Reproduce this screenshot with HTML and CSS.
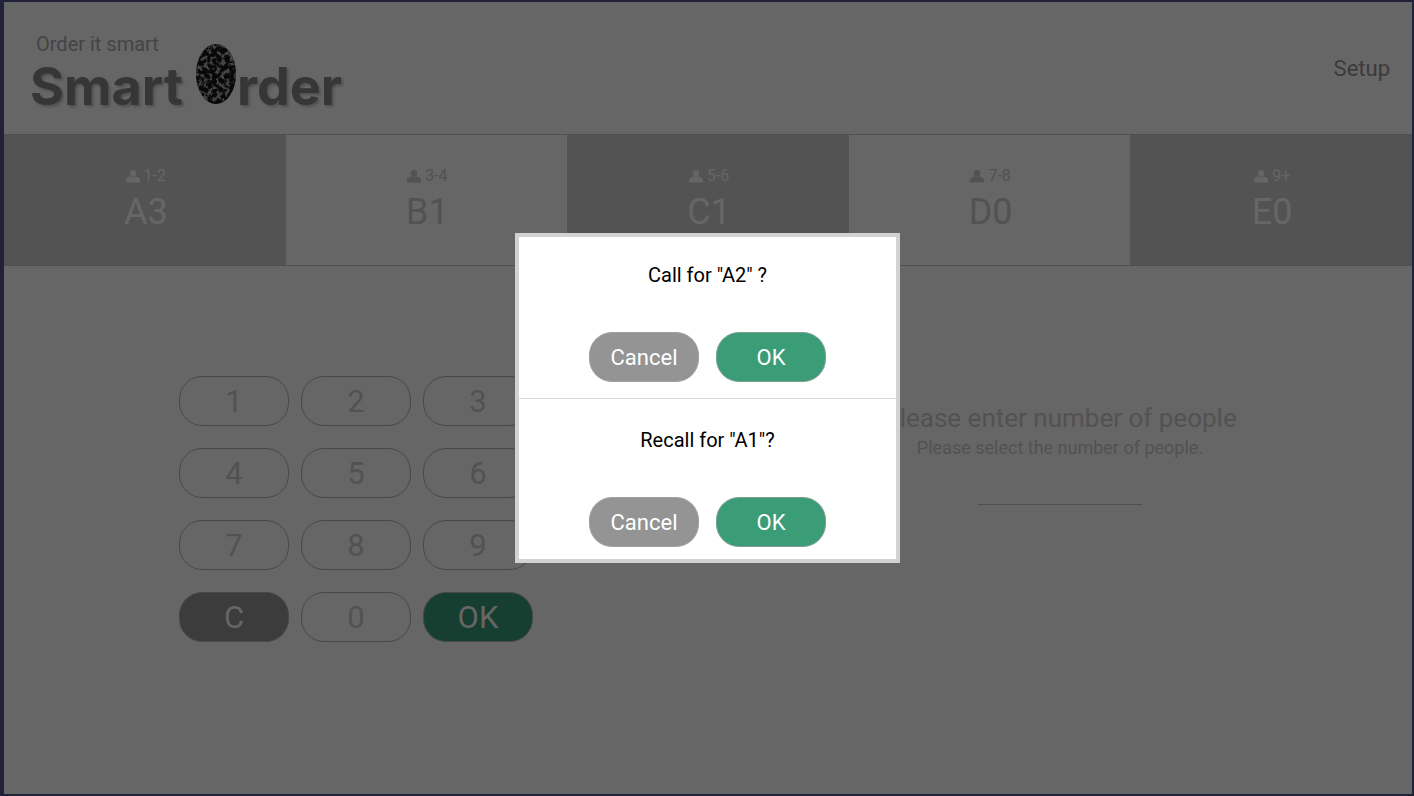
FILE: index.html
```html
<!DOCTYPE html>
<html lang="en">
<head>
<meta charset="utf-8">
<title>Smart Order</title>
<link rel="stylesheet" href="styles.css">
</head>
<body>
<svg class="defs" aria-hidden="true">
  <symbol id="person" viewBox="0 0 14 13"><circle cx="7" cy="3.2" r="3.2"/><path d="M0 12.500V10C0 8 2.300 7 4.600 6.200Q7 7.600 9.400 6.200C11.700 7 14 8 14 10V12.500Z"/></symbol>
</svg>
<div class="screen">
  <header class="header">
    <svg class="logo" width="324" height="82" viewBox="0 0 324 82" role="img" aria-label="Smart Order">
      <defs>
        <filter id="grain" x="0" y="0" width="1" height="1" color-interpolation-filters="sRGB">
          <feTurbulence type="fractalNoise" baseFrequency="0.23" numOctaves="4" seed="21"/>
          <feColorMatrix values="0 0 0 0 0.27  0 0 0 0 0.27  0 0 0 0 0.27  5 0 0 0 -2.3"/>
          <feComposite in2="SourceGraphic" operator="in"/>
        </filter>
      </defs>
      <text class="tagline" x="6" y="20">Order it smart</text>
      <text class="wordmark" x="0" y="74">Smart</text>
      <ellipse cx="186" cy="43" rx="20" ry="30" fill="#080808"/>
      <ellipse cx="186" cy="43" rx="20" ry="30" filter="url(#grain)"/>
      <text class="wordmark" x="207" y="74">rder</text>
    </svg>
    <a class="setup" href="#">Setup</a>
  </header>
  <nav class="tabs">
    <button class="tab dark"><span class="size"><svg class="icon"><use href="#person"/></svg>1-2</span><span class="code">A3</span></button>
    <button class="tab"><span class="size"><svg class="icon"><use href="#person"/></svg>3-4</span><span class="code">B1</span></button>
    <button class="tab dark"><span class="size"><svg class="icon"><use href="#person"/></svg>5-6</span><span class="code">C1</span></button>
    <button class="tab"><span class="size"><svg class="icon"><use href="#person"/></svg>7-8</span><span class="code">D0</span></button>
    <button class="tab dark"><span class="size"><svg class="icon"><use href="#person"/></svg>9+</span><span class="code">E0</span></button>
  </nav>
  <main class="main">
    <section class="keypad">
      <button class="key">1</button><button class="key">2</button><button class="key">3</button>
      <button class="key">4</button><button class="key">5</button><button class="key">6</button>
      <button class="key">7</button><button class="key">8</button><button class="key">9</button>
      <button class="key clear">C</button><button class="key">0</button><button class="key confirm">OK</button>
    </section>
    <section class="prompt">
      <label class="title" for="people">Please enter number of people</label>
      <p class="hint">Please select the number of people.</p>
      <input class="people" id="people" type="text">
    </section>
  </main>
  <div class="overlay">
    <div class="dialog" role="dialog" aria-label="Call">
      <section class="ask">
        <p class="question">Call for "A2" ?</p>
        <div class="actions"><button class="pill">Cancel</button><button class="pill ok">OK</button></div>
      </section>
      <section class="ask">
        <p class="question">Recall for "A1"?</p>
        <div class="actions"><button class="pill">Cancel</button><button class="pill ok">OK</button></div>
      </section>
    </div>
  </div>
</div>
</body>
</html>
```
FILE: styles.css
```css
* { box-sizing: border-box; }
body { margin: 0; font-family: Roboto, "Liberation Sans", sans-serif; }
button, input { font-family: inherit; }
.defs { display: none; }
.screen {
  position: relative;
  display: flex;
  flex-direction: column;
  min-height: 100vh;
  background: #666;
  border: 2px solid #21213a;
  border-left-width: 4px;
}
.header {
  display: flex;
  align-items: center;
  justify-content: space-between;
  height: 132px;
  padding: 0 22px 0 26px;
}
.logo { margin-top: 8px; overflow: visible; }
.tagline { font-size: 20px; fill: #444; }
.wordmark {
  font: bold 52px Inter, sans-serif;
  fill: #363636;
  filter: drop-shadow(2px 2px 1px #505050);
}
.setup { font-size: 22px; color: #3b3b3b; text-decoration: none; }
.tabs { display: grid; grid-template-columns: repeat(5, 1fr); }
.tab {
  display: flex;
  flex-direction: column;
  align-items: center;
  justify-content: center;
  gap: 4px;
  height: 132px;
  padding: 0 0 0 2px;
  border: solid #505050;
  border-width: 1px 0;
  background: #666;
  color: #525252;
}
.dark { background: #535353; color: #666; }
.size { display: flex; align-items: center; gap: 4px; font-size: 16px; line-height: 20px; }
.icon { width: 14px; height: 13px; fill: currentColor; }
.code { font-size: 36px; line-height: 44px; }
.main { display: grid; grid-template-columns: 1fr 1fr; flex: 1; }
.keypad {
  display: grid;
  grid-template-columns: repeat(3, 110px);
  grid-auto-rows: 50px;
  gap: 22px 12px;
  align-content: start;
  justify-content: center;
  padding-top: 110px;
}
.key {
  padding: 0;
  border: 1px solid #484848;
  border-radius: 23px;
  background: none;
  color: #525252;
  font-size: 31px;
}
.clear { background: #3c3c3c; color: #666; }
.confirm { background: #173f31; color: #666; }
.prompt {
  display: flex;
  flex-direction: column;
  align-items: center;
  padding-top: 134px;
  color: #525252;
}
.title { font-size: 26px; line-height: 36px; }
.hint { margin: 0; font-size: 18px; line-height: 24px; }
.people {
  width: 164px;
  height: 45px;
  border: 0;
  border-bottom: 1px solid #505050;
  background: none;
  text-align: center;
  font-size: 26px;
}
.overlay {
  position: absolute;
  inset: 0;
  display: flex;
  align-items: center;
  justify-content: center;
  padding-right: 1px;
}
.dialog { width: 385px; border: 4px solid #d2d2d2; background: #fff; }
.ask {
  display: flex;
  flex-direction: column;
  align-items: center;
  gap: 44px;
  padding: 25px 0 16px;
}
.ask + .ask { border-top: 1px solid #d8d8d8; padding: 28px 0 12px; }
.question { margin: 0; font-size: 20px; line-height: 26px; color: #000; }
.actions { display: flex; gap: 17px; }
.pill {
  width: 110px;
  height: 50px;
  padding: 0;
  border: 1px solid #a0a0a0;
  border-radius: 23px;
  background: #949494;
  color: #fff;
  font-size: 22px;
}
.ok { background: #3a9d78; border-color: #7f9e92; }
```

**Your instructions**
Copy the material above exactly and drop the pictures.

**Finished answer**
Reproduce this screenshot with HTML and CSS.
FILE: index.html
```html
<!DOCTYPE html>
<html lang="en">
<head>
<meta charset="utf-8">
<title>Smart Order</title>
<link rel="stylesheet" href="styles.css">
</head>
<body>
<svg class="defs" aria-hidden="true">
  <symbol id="person" viewBox="0 0 14 13"><circle cx="7" cy="3.2" r="3.2"/><path d="M0 12.500V10C0 8 2.300 7 4.600 6.200Q7 7.600 9.400 6.200C11.700 7 14 8 14 10V12.500Z"/></symbol>
</svg>
<div class="screen">
  <header class="header">
    <svg class="logo" width="324" height="82" viewBox="0 0 324 82" role="img" aria-label="Smart Order">
      <defs>
        <filter id="grain" x="0" y="0" width="1" height="1" color-interpolation-filters="sRGB">
          <feTurbulence type="fractalNoise" baseFrequency="0.23" numOctaves="4" seed="21"/>
          <feColorMatrix values="0 0 0 0 0.27  0 0 0 0 0.27  0 0 0 0 0.27  5 0 0 0 -2.3"/>
          <feComposite in2="SourceGraphic" operator="in"/>
        </filter>
      </defs>
      <text class="tagline" x="6" y="20">Order it smart</text>
      <text class="wordmark" x="0" y="74">Smart</text>
      <ellipse cx="186" cy="43" rx="20" ry="30" fill="#080808"/>
      <ellipse cx="186" cy="43" rx="20" ry="30" filter="url(#grain)"/>
      <text class="wordmark" x="207" y="74">rder</text>
    </svg>
    <a class="setup" href="#">Setup</a>
  </header>
  <nav class="tabs">
    <button class="tab dark"><span class="size"><svg class="icon"><use href="#person"/></svg>1-2</span><span class="code">A3</span></button>
    <button class="tab"><span class="size"><svg class="icon"><use href="#person"/></svg>3-4</span><span class="code">B1</span></button>
    <button class="tab dark"><span class="size"><svg class="icon"><use href="#person"/></svg>5-6</span><span class="code">C1</span></button>
    <button class="tab"><span class="size"><svg class="icon"><use href="#person"/></svg>7-8</span><span class="code">D0</span></button>
    <button class="tab dark"><span class="size"><svg class="icon"><use href="#person"/></svg>9+</span><span class="code">E0</span></button>
  </nav>
  <main class="main">
    <section class="keypad">
      <button class="key">1</button><button class="key">2</button><button class="key">3</button>
      <button class="key">4</button><button class="key">5</button><button class="key">6</button>
      <button class="key">7</button><button class="key">8</button><button class="key">9</button>
      <button class="key clear">C</button><button class="key">0</button><button class="key confirm">OK</button>
    </section>
    <section class="prompt">
      <label class="title" for="people">Please enter number of people</label>
      <p class="hint">Please select the number of people.</p>
      <input class="people" id="people" type="text">
    </section>
  </main>
  <div class="overlay">
    <div class="dialog" role="dialog" aria-label="Call">
      <section class="ask">
        <p class="question">Call for "A2" ?</p>
        <div class="actions"><button class="pill">Cancel</button><button class="pill ok">OK</button></div>
      </section>
      <section class="ask">
        <p class="question">Recall for "A1"?</p>
        <div class="actions"><button class="pill">Cancel</button><button class="pill ok">OK</button></div>
      </section>
    </div>
  </div>
</div>
</body>
</html>
```
FILE: styles.css
```css
* { box-sizing: border-box; }
body { margin: 0; font-family: Roboto, "Liberation Sans", sans-serif; }
button, input { font-family: inherit; }
.defs { display: none; }
.screen {
  position: relative;
  display: flex;
  flex-direction: column;
  min-height: 100vh;
  background: #666;
  border: 2px solid #21213a;
  border-left-width: 4px;
}
.header {
  display: flex;
  align-items: center;
  justify-content: space-between;
  height: 132px;
  padding: 0 22px 0 26px;
}
.logo { margin-top: 8px; overflow: visible; }
.tagline { font-size: 20px; fill: #444; }
.wordmark {
  font: bold 52px Inter, sans-serif;
  fill: #363636;
  filter: drop-shadow(2px 2px 1px #505050);
}
.setup { font-size: 22px; color: #3b3b3b; text-decoration: none; }
.tabs { display: grid; grid-template-columns: repeat(5, 1fr); }
.tab {
  display: flex;
  flex-direction: column;
  align-items: center;
  justify-content: center;
  gap: 4px;
  height: 132px;
  padding: 0 0 0 2px;
  border: solid #505050;
  border-width: 1px 0;
  background: #666;
  color: #525252;
}
.dark { background: #535353; color: #666; }
.size { display: flex; align-items: center; gap: 4px; font-size: 16px; line-height: 20px; }
.icon { width: 14px; height: 13px; fill: currentColor; }
.code { font-size: 36px; line-height: 44px; }
.main { display: grid; grid-template-columns: 1fr 1fr; flex: 1; }
.keypad {
  display: grid;
  grid-template-columns: repeat(3, 110px);
  grid-auto-rows: 50px;
  gap: 22px 12px;
  align-content: start;
  justify-content: center;
  padding-top: 110px;
}
.key {
  padding: 0;
  border: 1px solid #484848;
  border-radius: 23px;
  background: none;
  color: #525252;
  font-size: 31px;
}
.clear { background: #3c3c3c; color: #666; }
.confirm { background: #173f31; color: #666; }
.prompt {
  display: flex;
  flex-direction: column;
  align-items: center;
  padding-top: 134px;
  color: #525252;
}
.title { font-size: 26px; line-height: 36px; }
.hint { margin: 0; font-size: 18px; line-height: 24px; }
.people {
  width: 164px;
  height: 45px;
  border: 0;
  border-bottom: 1px solid #505050;
  background: none;
  text-align: center;
  font-size: 26px;
}
.overlay {
  position: absolute;
  inset: 0;
  display: flex;
  align-items: center;
  justify-content: center;
  padding-right: 1px;
}
.dialog { width: 385px; border: 4px solid #d2d2d2; background: #fff; }
.ask {
  display: flex;
  flex-direction: column;
  align-items: center;
  gap: 44px;
  padding: 25px 0 16px;
}
.ask + .ask { border-top: 1px solid #d8d8d8; padding: 28px 0 12px; }
.question { margin: 0; font-size: 20px; line-height: 26px; color: #000; }
.actions { display: flex; gap: 17px; }
.pill {
  width: 110px;
  height: 50px;
  padding: 0;
  border: 1px solid #a0a0a0;
  border-radius: 23px;
  background: #949494;
  color: #fff;
  font-size: 22px;
}
.ok { background: #3a9d78; border-color: #7f9e92; }
```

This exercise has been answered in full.